§ Raw data:

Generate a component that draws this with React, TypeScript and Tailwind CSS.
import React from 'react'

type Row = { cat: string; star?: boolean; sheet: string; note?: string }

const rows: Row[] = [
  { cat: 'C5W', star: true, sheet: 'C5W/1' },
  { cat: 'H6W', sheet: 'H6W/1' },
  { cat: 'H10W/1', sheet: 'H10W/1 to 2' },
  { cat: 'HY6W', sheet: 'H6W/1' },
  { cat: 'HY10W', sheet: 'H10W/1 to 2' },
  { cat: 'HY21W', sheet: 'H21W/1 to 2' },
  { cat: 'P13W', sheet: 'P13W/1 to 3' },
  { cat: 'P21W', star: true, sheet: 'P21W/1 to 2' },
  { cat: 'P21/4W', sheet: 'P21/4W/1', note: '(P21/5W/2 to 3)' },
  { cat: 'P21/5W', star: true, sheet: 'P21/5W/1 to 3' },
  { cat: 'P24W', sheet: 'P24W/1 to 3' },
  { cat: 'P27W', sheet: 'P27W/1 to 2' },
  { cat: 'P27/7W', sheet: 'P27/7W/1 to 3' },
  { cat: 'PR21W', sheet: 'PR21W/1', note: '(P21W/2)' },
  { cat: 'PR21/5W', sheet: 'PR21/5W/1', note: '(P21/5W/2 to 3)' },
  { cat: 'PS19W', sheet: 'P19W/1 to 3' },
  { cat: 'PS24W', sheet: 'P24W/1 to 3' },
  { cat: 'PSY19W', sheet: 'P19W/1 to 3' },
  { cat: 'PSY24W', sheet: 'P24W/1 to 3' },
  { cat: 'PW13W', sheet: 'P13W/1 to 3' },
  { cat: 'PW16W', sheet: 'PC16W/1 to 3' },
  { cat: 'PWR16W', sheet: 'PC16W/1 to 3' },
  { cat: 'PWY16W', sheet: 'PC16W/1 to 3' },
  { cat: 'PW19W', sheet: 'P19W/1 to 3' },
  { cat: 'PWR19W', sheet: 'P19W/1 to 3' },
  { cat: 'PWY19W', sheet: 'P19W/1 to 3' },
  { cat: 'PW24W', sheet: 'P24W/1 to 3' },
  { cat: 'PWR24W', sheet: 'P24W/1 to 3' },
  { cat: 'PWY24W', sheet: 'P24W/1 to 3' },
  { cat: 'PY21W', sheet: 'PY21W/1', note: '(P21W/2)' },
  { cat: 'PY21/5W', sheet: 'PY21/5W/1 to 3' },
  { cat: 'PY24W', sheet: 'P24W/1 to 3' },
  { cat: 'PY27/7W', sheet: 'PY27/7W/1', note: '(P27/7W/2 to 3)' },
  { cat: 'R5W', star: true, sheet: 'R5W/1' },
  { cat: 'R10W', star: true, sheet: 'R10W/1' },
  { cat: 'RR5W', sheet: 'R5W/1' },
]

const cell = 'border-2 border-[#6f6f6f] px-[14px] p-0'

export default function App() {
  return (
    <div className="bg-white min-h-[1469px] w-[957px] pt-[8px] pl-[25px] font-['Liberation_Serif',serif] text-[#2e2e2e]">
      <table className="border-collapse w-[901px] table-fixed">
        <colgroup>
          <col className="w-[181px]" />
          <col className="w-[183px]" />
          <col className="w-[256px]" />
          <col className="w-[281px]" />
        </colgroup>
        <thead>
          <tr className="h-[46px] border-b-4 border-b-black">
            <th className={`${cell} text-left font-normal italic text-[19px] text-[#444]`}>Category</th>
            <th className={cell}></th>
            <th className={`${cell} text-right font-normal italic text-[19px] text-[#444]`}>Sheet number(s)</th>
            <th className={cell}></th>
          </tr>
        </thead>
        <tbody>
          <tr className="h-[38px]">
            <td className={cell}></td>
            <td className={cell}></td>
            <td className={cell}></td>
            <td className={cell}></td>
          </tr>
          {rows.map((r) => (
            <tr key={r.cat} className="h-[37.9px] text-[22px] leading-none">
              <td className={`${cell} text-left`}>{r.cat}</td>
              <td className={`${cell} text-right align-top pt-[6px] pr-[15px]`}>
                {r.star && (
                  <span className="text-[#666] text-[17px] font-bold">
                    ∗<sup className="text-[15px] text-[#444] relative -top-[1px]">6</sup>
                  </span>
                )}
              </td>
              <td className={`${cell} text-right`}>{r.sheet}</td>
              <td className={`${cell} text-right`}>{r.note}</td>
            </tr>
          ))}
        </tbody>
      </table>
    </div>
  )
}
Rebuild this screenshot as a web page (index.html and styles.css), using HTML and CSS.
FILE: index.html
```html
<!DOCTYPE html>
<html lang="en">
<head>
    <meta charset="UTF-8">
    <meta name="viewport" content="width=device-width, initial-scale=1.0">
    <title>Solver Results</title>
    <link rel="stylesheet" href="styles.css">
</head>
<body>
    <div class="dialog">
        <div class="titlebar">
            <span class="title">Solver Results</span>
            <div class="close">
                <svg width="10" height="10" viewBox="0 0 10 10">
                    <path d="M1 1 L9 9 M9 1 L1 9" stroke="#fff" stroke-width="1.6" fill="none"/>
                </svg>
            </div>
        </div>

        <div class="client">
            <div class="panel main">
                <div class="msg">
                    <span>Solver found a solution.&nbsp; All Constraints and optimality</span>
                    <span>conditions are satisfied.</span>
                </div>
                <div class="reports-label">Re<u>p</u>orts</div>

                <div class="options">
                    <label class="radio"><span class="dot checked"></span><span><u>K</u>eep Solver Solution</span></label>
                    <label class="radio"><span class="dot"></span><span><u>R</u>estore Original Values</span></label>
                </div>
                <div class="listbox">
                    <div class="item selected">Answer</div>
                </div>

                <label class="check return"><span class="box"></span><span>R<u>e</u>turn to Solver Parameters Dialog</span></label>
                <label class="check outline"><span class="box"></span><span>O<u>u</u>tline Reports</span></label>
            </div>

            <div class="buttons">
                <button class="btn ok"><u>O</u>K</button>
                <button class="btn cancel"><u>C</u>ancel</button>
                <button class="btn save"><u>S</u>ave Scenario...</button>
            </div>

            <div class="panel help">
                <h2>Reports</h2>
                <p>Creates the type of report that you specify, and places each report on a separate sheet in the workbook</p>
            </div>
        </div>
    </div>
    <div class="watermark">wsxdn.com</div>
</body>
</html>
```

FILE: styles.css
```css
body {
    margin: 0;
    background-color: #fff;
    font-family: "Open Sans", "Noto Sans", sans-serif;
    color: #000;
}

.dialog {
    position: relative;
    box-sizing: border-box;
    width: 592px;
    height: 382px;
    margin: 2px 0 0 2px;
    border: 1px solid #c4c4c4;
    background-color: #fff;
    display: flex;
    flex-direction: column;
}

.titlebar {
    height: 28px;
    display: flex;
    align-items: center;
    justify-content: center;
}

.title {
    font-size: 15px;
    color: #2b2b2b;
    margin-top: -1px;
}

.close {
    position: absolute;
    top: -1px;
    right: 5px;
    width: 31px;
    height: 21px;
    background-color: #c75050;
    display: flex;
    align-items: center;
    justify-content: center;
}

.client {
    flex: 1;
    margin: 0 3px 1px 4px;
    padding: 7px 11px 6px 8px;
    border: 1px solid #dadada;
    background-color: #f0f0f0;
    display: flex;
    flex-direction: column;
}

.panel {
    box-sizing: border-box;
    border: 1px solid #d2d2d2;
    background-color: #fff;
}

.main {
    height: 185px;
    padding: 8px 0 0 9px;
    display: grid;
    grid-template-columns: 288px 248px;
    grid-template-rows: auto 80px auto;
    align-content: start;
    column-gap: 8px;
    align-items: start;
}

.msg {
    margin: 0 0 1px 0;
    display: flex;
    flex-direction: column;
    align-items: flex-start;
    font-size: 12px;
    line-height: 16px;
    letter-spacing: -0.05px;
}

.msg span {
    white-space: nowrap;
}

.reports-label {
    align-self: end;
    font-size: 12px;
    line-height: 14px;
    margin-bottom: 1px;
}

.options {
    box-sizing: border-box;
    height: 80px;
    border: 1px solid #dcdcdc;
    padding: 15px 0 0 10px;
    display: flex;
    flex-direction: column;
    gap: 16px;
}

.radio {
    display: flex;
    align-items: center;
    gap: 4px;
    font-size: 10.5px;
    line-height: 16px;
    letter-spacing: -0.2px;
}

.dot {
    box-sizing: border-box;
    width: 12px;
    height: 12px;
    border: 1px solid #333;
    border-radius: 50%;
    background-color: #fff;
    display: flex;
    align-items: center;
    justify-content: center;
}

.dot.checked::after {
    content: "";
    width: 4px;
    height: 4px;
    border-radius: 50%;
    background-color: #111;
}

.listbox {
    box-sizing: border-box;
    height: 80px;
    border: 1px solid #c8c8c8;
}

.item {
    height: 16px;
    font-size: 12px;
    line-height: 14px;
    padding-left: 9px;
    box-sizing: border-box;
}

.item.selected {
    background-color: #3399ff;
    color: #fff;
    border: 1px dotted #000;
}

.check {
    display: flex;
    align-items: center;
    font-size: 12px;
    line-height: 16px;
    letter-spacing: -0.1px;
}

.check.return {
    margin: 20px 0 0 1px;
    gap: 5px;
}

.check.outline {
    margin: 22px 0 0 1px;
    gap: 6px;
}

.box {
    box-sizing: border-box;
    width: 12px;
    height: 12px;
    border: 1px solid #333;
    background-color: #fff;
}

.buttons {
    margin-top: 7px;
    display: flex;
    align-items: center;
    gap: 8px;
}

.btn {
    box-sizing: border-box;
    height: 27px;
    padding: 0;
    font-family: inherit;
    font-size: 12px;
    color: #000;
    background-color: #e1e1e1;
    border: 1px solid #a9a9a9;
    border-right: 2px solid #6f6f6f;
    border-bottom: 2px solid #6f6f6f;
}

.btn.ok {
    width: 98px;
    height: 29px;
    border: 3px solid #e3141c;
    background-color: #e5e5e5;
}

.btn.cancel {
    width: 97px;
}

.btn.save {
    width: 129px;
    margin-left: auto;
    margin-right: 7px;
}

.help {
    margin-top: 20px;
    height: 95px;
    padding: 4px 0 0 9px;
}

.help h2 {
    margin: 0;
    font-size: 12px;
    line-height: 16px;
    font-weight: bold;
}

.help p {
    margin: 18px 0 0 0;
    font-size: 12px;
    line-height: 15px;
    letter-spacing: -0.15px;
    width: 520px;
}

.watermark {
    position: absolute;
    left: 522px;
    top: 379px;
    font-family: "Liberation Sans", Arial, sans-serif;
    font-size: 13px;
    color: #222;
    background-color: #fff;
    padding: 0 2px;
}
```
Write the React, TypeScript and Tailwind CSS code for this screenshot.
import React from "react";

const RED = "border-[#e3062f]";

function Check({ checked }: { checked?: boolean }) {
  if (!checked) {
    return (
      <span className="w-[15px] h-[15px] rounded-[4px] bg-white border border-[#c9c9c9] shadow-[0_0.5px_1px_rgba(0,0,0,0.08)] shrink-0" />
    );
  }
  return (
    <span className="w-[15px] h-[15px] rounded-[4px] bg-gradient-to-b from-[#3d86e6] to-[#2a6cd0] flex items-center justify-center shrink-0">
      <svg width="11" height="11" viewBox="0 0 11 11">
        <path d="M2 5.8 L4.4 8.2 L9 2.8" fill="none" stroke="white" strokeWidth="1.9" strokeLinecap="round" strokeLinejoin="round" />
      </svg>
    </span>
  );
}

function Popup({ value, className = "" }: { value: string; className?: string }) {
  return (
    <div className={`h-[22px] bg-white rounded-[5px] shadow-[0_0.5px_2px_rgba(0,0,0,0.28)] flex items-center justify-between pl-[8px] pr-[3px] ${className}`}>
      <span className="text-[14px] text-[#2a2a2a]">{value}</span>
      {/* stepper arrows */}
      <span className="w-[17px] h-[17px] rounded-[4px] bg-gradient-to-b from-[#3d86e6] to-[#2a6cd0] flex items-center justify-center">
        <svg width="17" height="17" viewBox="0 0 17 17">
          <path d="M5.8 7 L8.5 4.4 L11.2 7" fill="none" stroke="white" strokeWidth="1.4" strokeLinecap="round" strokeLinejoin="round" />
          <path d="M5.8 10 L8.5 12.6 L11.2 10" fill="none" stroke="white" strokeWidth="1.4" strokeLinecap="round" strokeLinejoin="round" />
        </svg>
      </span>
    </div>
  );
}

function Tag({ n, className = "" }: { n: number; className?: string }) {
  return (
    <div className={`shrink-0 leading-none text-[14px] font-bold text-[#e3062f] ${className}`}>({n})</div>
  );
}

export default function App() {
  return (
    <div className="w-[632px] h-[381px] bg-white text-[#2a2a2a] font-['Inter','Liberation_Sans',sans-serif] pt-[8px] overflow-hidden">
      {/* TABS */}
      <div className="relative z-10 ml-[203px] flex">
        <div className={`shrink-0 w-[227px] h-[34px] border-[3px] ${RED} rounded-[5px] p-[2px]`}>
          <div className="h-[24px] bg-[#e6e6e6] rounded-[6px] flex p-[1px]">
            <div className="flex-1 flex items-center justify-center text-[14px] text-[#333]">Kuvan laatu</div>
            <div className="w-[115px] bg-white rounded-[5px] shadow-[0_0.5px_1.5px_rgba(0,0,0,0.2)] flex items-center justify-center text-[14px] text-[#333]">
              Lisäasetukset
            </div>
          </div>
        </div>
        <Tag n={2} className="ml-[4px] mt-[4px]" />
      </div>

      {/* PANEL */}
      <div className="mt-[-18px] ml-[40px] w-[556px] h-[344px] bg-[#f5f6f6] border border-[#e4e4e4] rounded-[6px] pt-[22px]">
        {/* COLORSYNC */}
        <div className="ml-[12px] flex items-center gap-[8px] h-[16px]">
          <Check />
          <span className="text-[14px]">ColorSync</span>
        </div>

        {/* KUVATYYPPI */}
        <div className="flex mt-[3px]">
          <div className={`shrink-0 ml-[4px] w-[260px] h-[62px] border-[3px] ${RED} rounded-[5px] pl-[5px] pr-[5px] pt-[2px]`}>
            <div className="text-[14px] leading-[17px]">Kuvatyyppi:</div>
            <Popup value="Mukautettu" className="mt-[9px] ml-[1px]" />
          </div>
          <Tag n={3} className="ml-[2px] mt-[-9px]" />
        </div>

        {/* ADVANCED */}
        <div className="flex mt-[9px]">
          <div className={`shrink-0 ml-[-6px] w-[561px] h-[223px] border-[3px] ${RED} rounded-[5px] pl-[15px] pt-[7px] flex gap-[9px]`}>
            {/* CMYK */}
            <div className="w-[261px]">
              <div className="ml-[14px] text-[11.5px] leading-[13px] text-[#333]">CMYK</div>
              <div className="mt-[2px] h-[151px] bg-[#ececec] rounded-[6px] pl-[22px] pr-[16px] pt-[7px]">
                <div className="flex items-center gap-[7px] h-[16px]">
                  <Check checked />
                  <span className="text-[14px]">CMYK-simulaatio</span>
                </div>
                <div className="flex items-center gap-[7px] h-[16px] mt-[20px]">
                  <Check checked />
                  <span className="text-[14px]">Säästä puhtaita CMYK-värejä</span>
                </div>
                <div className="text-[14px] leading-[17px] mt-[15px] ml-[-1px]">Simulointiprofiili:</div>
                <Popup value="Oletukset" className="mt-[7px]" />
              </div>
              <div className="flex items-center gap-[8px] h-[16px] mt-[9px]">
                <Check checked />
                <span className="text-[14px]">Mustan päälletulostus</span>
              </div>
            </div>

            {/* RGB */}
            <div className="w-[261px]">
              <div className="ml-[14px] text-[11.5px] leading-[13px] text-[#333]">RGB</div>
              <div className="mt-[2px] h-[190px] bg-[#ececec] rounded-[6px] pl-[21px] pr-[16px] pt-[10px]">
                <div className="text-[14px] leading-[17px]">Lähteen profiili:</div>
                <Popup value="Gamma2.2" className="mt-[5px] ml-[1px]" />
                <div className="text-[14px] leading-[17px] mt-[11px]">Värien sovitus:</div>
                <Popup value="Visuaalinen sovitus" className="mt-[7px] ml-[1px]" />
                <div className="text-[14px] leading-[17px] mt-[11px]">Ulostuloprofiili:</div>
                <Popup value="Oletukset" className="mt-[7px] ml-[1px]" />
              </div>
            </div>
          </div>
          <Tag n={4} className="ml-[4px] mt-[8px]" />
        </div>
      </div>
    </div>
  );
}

§ Work instructions: Write out a verbatim copy of the data, beginning with its first line and ending with the line that contains "string; star?: boolean;".

§ Exercise response:
Generate a component that draws this with React, TypeScript and Tailwind CSS.
import React from 'react'

type Row = { cat: string; star?: boolean; sheet: string; note?: string }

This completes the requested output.